All Sinners Welcome explores do-it-yourself or "DIY" religion in America. Photographs of storefront churches, quirky handmade church signs and expressions of faith in the landscape have captured my eye over six years of travel and are a segment of my favorite topic: our commercial and cultural landscape. Raised a Catholic, organized, sanctioned religion is familiar territory. As an adult I consider myself an agnostic and find "disorganized" religion much more interesting. The motivation to hang a sign on a building and call it a church is fascinating even beyond my usual interest in typography and signage in the landscape. This book is a celebration of our country's freedom of religion, freedom of speech and our undying do-it-yourself, entrepreneurial spirit.

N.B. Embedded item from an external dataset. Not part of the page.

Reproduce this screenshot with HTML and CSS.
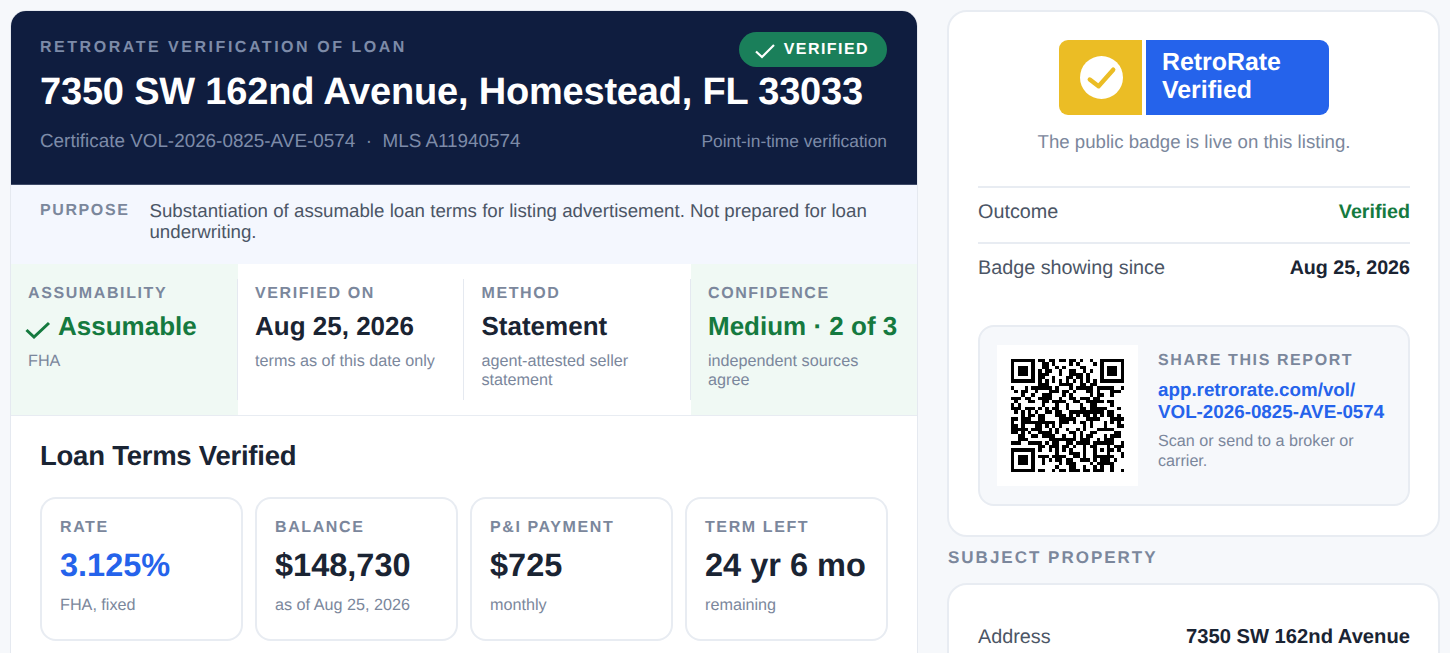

Page two of this book features a "word cloud" poem created using an InDesign script called Wordilyzer. The words in the poem are taken from the tag lines and sayings on the nearly 200 signs that I photographed over the last six years. The script generates a word cloud of the most frequently used words. The larger the word, the more frequently it was used on the signs. The book has been in progress for a few years. Its first incarnation was as a slide video I created for a Slideluck Potshow event here in Portland. This video is what I like to call an "artist book unbound."

Artist Bio

Laura Russell is a photographer and book artist who creates hand-bound, limited-edition artist books that incorporate photographs of our urban landscape and tell a story about our culture and our communities. She has participated in national and international book arts and fine art exhibitions. Her books are collected by individual collectors and are in major collections at museums, libraries, universities and corporations. Laura is also the founder of 23 Sandy Gallery, a fine art gallery in Portland, 2007-2020, which is now owned and operated by Erin Mickelson.

Artist Statement

My goal as an artist is to open our minds to the visual and graphic landscape we look at every day but never really see. If we pay attention, we find that our urban landscape has a story to tell about our culture and our communities. For many years I have photographed vintage neon signs, brick wall ghost signs, graffiti and other examples of language and graphics in our environment. Recently, I have since expanded my photography to our urban social landscape. I use these photographs to create limited edition, hand-bound artist books that are at once a celebration of the vernacular and my own small effort to preserve our social, cultural and commercial landscape.